▸ PROVIDED DATA
######
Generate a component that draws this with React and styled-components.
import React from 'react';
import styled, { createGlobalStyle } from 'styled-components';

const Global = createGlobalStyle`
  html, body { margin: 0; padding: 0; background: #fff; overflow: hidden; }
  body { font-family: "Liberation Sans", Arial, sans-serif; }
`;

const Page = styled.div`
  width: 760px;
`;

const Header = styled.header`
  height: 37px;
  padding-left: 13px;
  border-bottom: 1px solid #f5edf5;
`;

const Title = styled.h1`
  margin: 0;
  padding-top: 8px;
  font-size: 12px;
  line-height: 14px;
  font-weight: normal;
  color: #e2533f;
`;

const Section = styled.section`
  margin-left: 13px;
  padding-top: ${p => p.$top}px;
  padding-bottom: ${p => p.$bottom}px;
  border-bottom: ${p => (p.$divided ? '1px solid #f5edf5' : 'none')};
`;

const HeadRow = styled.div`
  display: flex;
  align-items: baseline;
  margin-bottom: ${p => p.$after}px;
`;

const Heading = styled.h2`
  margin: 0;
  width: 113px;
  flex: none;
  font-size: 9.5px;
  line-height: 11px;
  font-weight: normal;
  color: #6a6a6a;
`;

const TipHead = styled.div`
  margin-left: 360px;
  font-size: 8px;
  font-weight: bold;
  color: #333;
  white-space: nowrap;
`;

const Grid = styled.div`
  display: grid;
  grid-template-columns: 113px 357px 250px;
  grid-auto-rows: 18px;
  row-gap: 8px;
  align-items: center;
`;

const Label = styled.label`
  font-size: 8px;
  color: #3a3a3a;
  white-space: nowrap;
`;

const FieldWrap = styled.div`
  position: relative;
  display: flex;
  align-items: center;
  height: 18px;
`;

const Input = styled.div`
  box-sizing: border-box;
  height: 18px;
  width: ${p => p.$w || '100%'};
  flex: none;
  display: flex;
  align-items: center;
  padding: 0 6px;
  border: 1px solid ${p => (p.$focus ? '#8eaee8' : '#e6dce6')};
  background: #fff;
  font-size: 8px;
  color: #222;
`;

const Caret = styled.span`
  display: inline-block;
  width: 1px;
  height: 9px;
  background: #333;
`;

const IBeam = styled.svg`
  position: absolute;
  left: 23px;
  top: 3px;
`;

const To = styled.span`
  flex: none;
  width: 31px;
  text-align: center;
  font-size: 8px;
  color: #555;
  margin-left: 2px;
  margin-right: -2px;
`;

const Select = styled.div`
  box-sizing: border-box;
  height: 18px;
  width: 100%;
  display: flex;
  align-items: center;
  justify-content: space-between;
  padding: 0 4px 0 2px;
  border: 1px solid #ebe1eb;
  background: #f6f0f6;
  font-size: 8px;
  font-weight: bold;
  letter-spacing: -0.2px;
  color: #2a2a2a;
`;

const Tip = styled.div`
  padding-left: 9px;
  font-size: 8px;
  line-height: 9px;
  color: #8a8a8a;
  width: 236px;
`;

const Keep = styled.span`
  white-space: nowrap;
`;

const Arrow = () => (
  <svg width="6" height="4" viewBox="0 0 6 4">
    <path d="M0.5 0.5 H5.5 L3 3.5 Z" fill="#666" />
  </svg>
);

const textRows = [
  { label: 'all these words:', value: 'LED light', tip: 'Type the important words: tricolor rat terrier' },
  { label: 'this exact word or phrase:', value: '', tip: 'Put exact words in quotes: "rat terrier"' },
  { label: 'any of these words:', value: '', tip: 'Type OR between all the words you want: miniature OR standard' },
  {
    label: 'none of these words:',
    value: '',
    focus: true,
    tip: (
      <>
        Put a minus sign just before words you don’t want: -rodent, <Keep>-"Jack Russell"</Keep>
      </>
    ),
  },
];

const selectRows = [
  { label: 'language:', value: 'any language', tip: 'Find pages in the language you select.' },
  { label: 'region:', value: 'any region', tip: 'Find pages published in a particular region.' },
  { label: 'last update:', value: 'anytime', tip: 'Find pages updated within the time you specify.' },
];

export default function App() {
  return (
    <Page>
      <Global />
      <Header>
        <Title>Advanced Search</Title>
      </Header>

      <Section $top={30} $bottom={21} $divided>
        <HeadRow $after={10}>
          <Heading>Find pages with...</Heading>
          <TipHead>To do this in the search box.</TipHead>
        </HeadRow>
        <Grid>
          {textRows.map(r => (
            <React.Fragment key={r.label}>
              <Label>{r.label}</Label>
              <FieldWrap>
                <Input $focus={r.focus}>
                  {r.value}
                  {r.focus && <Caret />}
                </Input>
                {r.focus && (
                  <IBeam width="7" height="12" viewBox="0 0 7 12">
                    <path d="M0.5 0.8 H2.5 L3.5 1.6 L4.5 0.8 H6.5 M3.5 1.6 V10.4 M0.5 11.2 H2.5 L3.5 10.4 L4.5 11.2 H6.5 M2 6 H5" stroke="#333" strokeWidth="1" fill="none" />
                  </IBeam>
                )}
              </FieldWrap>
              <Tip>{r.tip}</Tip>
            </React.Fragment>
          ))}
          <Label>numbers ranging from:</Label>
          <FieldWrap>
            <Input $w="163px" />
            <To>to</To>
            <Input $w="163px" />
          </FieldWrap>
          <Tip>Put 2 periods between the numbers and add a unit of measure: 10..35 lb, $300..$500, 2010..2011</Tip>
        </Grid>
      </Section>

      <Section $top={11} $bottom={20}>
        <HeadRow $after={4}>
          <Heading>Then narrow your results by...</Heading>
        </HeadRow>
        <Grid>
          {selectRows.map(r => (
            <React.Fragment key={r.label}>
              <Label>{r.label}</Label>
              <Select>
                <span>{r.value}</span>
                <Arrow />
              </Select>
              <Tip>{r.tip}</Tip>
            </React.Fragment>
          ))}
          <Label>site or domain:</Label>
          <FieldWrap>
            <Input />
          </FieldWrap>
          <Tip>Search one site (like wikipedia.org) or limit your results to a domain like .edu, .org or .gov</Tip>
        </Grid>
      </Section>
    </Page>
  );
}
######
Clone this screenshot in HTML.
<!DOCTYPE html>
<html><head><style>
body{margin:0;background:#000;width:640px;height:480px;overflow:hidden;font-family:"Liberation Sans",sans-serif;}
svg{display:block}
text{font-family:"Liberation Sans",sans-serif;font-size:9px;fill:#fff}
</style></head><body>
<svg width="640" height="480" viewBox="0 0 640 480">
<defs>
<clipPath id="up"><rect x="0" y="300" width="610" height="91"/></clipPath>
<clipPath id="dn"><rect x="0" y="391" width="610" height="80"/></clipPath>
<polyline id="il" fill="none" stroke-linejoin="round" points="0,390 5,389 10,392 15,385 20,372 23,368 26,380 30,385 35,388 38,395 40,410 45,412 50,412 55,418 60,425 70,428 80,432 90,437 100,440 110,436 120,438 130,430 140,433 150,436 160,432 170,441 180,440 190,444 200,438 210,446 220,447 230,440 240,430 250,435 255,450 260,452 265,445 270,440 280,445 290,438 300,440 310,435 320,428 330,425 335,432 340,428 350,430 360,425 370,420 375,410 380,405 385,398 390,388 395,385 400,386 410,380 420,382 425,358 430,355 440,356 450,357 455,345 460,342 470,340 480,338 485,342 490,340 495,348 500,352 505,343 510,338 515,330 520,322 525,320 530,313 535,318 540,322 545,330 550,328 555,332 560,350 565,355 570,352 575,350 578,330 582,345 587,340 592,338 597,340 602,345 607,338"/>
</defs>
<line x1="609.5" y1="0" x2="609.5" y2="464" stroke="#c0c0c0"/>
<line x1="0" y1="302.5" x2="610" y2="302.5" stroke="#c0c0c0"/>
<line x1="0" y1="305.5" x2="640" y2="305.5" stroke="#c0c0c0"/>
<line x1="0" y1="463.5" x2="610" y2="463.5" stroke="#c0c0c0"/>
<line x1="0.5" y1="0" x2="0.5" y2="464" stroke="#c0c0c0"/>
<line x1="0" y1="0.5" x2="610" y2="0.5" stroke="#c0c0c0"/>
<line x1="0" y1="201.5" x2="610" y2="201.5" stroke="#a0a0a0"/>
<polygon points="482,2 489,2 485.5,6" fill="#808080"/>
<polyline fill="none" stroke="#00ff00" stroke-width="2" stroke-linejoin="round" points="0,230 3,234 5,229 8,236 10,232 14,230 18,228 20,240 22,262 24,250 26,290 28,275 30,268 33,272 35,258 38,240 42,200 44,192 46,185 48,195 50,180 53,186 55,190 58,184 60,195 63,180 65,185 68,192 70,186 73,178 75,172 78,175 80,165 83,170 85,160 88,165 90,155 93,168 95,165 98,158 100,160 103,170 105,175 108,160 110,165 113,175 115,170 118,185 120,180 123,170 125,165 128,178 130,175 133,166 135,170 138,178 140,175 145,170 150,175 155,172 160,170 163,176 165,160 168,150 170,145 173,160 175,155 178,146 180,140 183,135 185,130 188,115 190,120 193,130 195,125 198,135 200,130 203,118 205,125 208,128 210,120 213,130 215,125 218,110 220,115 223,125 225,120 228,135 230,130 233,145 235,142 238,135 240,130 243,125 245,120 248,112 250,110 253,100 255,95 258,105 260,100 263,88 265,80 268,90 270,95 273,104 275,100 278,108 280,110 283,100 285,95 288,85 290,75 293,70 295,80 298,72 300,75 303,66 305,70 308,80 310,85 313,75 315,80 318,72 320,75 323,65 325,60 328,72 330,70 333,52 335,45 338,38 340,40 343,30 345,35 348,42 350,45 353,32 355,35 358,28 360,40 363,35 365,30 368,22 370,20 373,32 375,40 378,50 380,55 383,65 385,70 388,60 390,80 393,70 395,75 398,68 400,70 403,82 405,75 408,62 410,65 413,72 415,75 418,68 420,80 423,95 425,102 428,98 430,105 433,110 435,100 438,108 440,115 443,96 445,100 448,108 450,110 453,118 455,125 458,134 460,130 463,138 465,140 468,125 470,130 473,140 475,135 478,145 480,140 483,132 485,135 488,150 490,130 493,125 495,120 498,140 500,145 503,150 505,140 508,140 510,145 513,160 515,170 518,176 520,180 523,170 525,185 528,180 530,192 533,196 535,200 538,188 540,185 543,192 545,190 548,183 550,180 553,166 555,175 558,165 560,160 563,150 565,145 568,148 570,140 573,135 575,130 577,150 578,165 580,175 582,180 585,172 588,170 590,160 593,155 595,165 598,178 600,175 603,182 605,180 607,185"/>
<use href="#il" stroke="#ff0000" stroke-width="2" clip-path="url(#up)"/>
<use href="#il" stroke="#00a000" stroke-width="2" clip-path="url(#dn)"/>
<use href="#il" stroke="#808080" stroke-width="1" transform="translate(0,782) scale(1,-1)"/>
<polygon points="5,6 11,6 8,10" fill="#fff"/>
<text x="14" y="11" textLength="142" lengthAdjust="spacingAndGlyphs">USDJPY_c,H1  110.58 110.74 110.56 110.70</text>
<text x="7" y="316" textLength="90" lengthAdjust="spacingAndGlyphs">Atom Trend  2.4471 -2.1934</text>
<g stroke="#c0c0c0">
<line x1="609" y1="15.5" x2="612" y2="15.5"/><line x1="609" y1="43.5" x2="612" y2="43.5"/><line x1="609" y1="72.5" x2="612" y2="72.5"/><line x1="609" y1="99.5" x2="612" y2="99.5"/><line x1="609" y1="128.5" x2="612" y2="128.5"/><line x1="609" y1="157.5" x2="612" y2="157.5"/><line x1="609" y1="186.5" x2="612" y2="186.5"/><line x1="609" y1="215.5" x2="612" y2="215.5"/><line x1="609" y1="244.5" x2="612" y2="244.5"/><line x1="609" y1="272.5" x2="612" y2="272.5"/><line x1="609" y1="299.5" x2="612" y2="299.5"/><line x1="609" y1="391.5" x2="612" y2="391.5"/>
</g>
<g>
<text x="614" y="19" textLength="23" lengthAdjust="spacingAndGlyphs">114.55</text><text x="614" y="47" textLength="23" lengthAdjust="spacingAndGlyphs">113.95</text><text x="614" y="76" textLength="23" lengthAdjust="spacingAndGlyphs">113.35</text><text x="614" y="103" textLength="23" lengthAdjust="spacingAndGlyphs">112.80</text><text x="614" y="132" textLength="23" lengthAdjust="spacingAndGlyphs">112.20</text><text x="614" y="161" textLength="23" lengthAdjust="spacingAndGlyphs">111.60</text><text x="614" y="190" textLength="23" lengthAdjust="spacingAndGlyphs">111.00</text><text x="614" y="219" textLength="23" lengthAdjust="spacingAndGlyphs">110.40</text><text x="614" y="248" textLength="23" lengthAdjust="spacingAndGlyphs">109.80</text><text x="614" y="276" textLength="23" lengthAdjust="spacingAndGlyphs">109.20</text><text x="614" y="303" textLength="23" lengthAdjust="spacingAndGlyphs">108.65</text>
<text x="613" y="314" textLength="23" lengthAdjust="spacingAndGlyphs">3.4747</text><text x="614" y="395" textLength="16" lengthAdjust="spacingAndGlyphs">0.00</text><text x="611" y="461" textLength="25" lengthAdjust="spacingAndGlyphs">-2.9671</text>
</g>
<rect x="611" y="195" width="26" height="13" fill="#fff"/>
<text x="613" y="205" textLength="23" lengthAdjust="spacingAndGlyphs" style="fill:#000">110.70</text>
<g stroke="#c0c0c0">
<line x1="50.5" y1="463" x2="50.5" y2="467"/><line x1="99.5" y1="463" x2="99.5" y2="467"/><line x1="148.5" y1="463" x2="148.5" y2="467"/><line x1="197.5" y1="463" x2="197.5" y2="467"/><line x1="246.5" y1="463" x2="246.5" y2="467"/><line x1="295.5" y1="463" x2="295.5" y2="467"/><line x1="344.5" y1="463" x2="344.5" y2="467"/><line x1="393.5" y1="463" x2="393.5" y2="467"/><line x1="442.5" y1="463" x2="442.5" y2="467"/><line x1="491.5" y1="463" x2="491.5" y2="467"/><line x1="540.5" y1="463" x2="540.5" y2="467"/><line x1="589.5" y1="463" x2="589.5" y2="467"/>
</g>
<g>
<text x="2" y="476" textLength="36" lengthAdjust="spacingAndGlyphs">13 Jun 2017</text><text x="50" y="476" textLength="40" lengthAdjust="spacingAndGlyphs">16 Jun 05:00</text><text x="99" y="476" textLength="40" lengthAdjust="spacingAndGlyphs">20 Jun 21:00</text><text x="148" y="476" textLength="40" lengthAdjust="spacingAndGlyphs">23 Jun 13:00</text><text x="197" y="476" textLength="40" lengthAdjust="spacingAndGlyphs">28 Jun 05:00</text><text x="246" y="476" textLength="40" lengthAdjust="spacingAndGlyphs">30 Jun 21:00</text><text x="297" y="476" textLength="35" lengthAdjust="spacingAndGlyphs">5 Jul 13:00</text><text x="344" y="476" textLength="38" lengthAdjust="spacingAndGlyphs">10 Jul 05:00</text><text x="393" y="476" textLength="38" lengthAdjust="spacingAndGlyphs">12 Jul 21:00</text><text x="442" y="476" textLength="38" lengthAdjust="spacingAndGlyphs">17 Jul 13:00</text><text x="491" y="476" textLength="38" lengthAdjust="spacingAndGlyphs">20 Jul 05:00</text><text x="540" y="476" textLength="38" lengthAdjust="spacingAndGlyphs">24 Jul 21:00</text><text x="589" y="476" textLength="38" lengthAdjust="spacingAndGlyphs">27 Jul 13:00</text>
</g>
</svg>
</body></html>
######
▸ EXERCISE DETAILS
Among the lines above, count those containing the word "components" and give nothing but the result.

▸ CORRECT RESULT
2